The corrupt do not want to reform.
And hope? LOL
The corrupt are the destroyers of hope.
Would Masipa and Henzen-du Toit be so reluctant to bring down the righteous hammer if Oscar had murdered THEIR sister, daughter, granddaughter, best friend? Their entire perspective would do a total 180, wouldnt it?
Lets face it - with very rare exceptions, the judiciary exists in their own alternate reality, safely insulated from Real Life. Violent crime happens to others, to those people. Crime doesnt personally affect them - they can afford to be compassionate and magnanimous and even experimental with the law when theyve got zero skin in the game.
They hand down sage decrees, dressed up in fancy legalese that sound great on paper but have nothing whatsoever to do with justice.
Second chances and suspended sentences and holistic and reform and rehabilitation and bleeding-heart platitudes are easy when its someone elses horrific nightmare.
Crime scene photos are sterile, they never do the actual brutality justice; testimony only goes so far in painting the whole picture. One must stand in the place of the victim, both figuratively and literally.
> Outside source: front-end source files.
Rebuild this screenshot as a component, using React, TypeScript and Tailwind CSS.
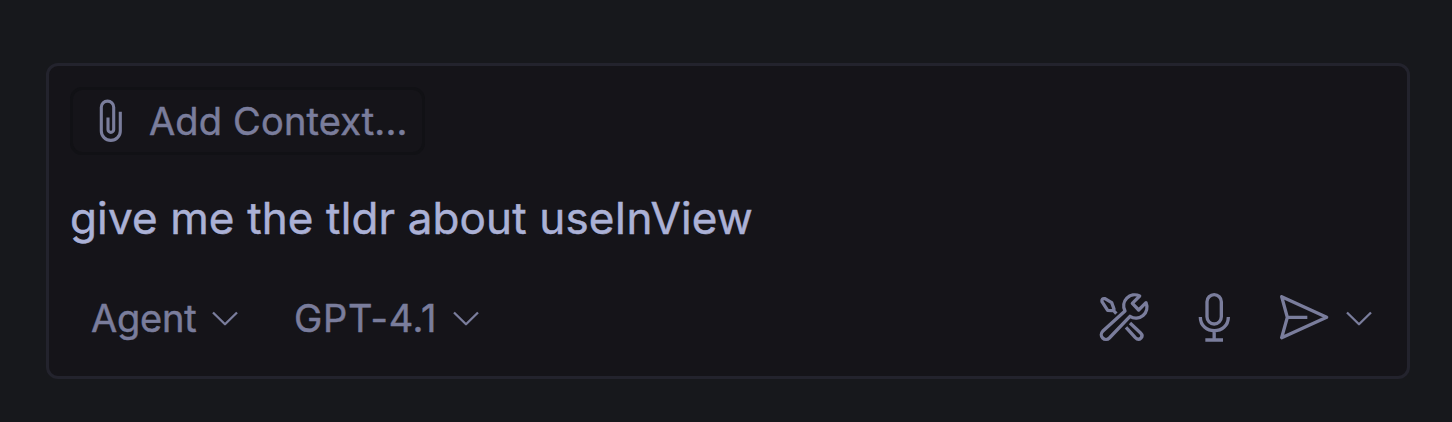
import React from "react";

const stroke = {
  fill: "none",
  stroke: "currentColor",
  strokeLinecap: "butt" as const,
  strokeLinejoin: "round" as const,
};

function PaperclipIcon() {
  return (
    <svg className="h-12 w-11 shrink-0" viewBox="88 97.300 44 48" {...stroke} strokeWidth={3.1}>
      <path d="M108 117.700V129.800a2.850 2.850 0 0 0 5.700 0V107.600a6.200 6.200 0 0 0-12.400 0V131.200a9.500 9.500 0 0 0 19 0V112" />
    </svg>
  );
}

function ChevronIcon() {
  return (
    <svg className="h-7 w-7 shrink-0" viewBox="0 0 28 28" {...stroke} strokeWidth={2.3}>
      <path d="M2 8.500 14 20.300 26 8.500" />
    </svg>
  );
}

function ToolsIcon() {
  return (
    <svg className="h-[65px] w-[70px] shrink-0" viewBox="0 0 210 195" {...stroke} strokeWidth={10}>
      <path d="M149 33 127 55 146 75 168 53A33 33 0 0 1 120 94L58 159A14 14 0 0 1 38 139L105 78A33 33 0 0 1 149 33Z" />
      <path d="M36 50Q34 39 45 41L65 53 72 72 67 77 53 76Z" />
      <path d="M69 75 79 86" />
      <path d="M108 127 136 158Q145 167 153 159 160 152 151 143L120 114" />
    </svg>
  );
}

function MicIcon() {
  return (
    <svg className="h-[65px] w-[70px] shrink-0" viewBox="0 0 210 195" {...stroke} strokeWidth={10}>
      <rect x="81" y="29" width="43" height="88" rx="21.5" />
      <path d="M61 96C61 151 145 151 145 96M102.500 137V164M76 165H129" />
    </svg>
  );
}

function SendIcon() {
  return (
    <svg className="h-[65px] w-[60px] shrink-0" viewBox="0 0 180 195" {...stroke} strokeWidth={10}>
      <path d="M35 35 170 97 35 158 52 97ZM52 97H112" />
    </svg>
  );
}

export default function App() {
  return (
    <main className="h-[422px] w-[1452px] overflow-hidden bg-[#17181c] pl-[46px] pt-[63px] font-['Inter',sans-serif] text-[#7a7d9c] [-webkit-text-stroke:0.5px_currentColor]">
      <section className="flex h-[316px] w-[1364px] flex-col rounded-xl border-[3px] border-[#23232d] bg-[#151419] pl-[21px] pt-[21px]">
        <button className="flex h-[68px] w-[355px] shrink-0 items-center rounded-xl border-[3px] border-[#111115] pl-[15px]">
          <PaperclipIcon />
          <span className="ml-[17px] whitespace-nowrap text-[38px] leading-[48px] tracking-[0.15px]">Add Context...</span>
        </button>
        <p className="mt-[35px] h-[56px] shrink-0 whitespace-nowrap text-[44px] leading-[56px] tracking-[0.13px] text-[#abb1d6]">
          give me the tldr about useInView
        </p>
        <div className="mt-[39px] flex h-[65px] items-center">
          <button className="ml-[21px] flex w-[203px] items-center">
            <span className="w-[120px] text-left text-[38px] leading-[48px] tracking-[-0.2px]">Agent</span>
            <ChevronIcon />
          </button>
          <button className="flex w-[796px] items-center">
            <span className="w-[158px] whitespace-nowrap text-left text-[38px] leading-[48px] tracking-[0.7px]">GPT-4.1</span>
            <ChevronIcon />
          </button>
          <button className="mr-5" aria-label="Tools"><ToolsIcon /></button>
          <button className="mr-5" aria-label="Microphone"><MicIcon /></button>
          <button className="mr-[15px]" aria-label="Send"><SendIcon /></button>
          <button aria-label="Send options"><ChevronIcon /></button>
        </div>
      </section>
    </main>
  );
}
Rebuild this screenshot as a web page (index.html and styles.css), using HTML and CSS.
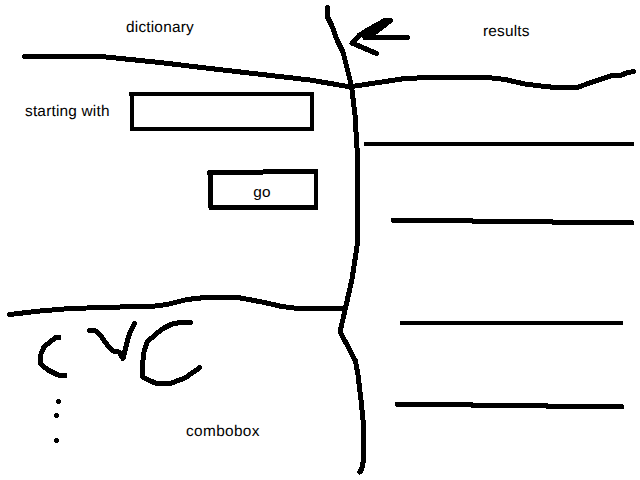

At the very least, Masipa and her assessors should have each taken the elevator down from their ivory tower to physically stand alone in that tiny, dark, locked toilet - then imagine a dear loved one in their place, terrified, mangled, bleeding, dead ... shot to death by Oscar Pistorius. Perhaps the shattered, bloody tiles, bashed metal and smashed doors would have whispered the truth in their ears.
INJUSTICE IS A TOTAL FAILURE OF IMAGINATION.
It seeks to separate you from me from all of us, to justify selfish bias, to twist and circumvent the law to satisfy ones narrow ideals and agenda. It speaks of the victim, the deceased ... very rarely by her name - REEVA. She becomes little more than an abstract, caught in the judicial machinery. The cold, abstract rule of law must be tempered by making cases personal, viewing the deceased as a once warm, living, breathing, feeling human being with a real name, a real smile, real dreams, an existence as real as their own.
Entire families are traumatized, sometimes broken beyond repair ... they, too, are victims in their own right.
One must put oneself in the shoes of Reeva and her family. It could so easily have been MY loved one. One then instantly sees murderous violence in a stark new light - it becomes personal, immediate, a wrong that must be corrected. A murder is not just a criminal offense against the deceased - it is an offense against ALL. Yes, we should all take it personally. No judge ever became just or wise simply by reading and applying laws and statutes - anyone can do that. Real lives, real victims, real families should be the prism which the law must pass through to reach true justice.
Reeva Steenkamp should have been the prism through which Masipa walked.
Her misguided (if sincere) thirst for remorse and rehabilitation has corrupted her judgement in favor of the predator.
Sometimes Lady Justice must remove her blindfold to avoid falling into an abyss ... or becoming prey.
The problem is that you cannot rehabilitate a Narcissistic sociopath.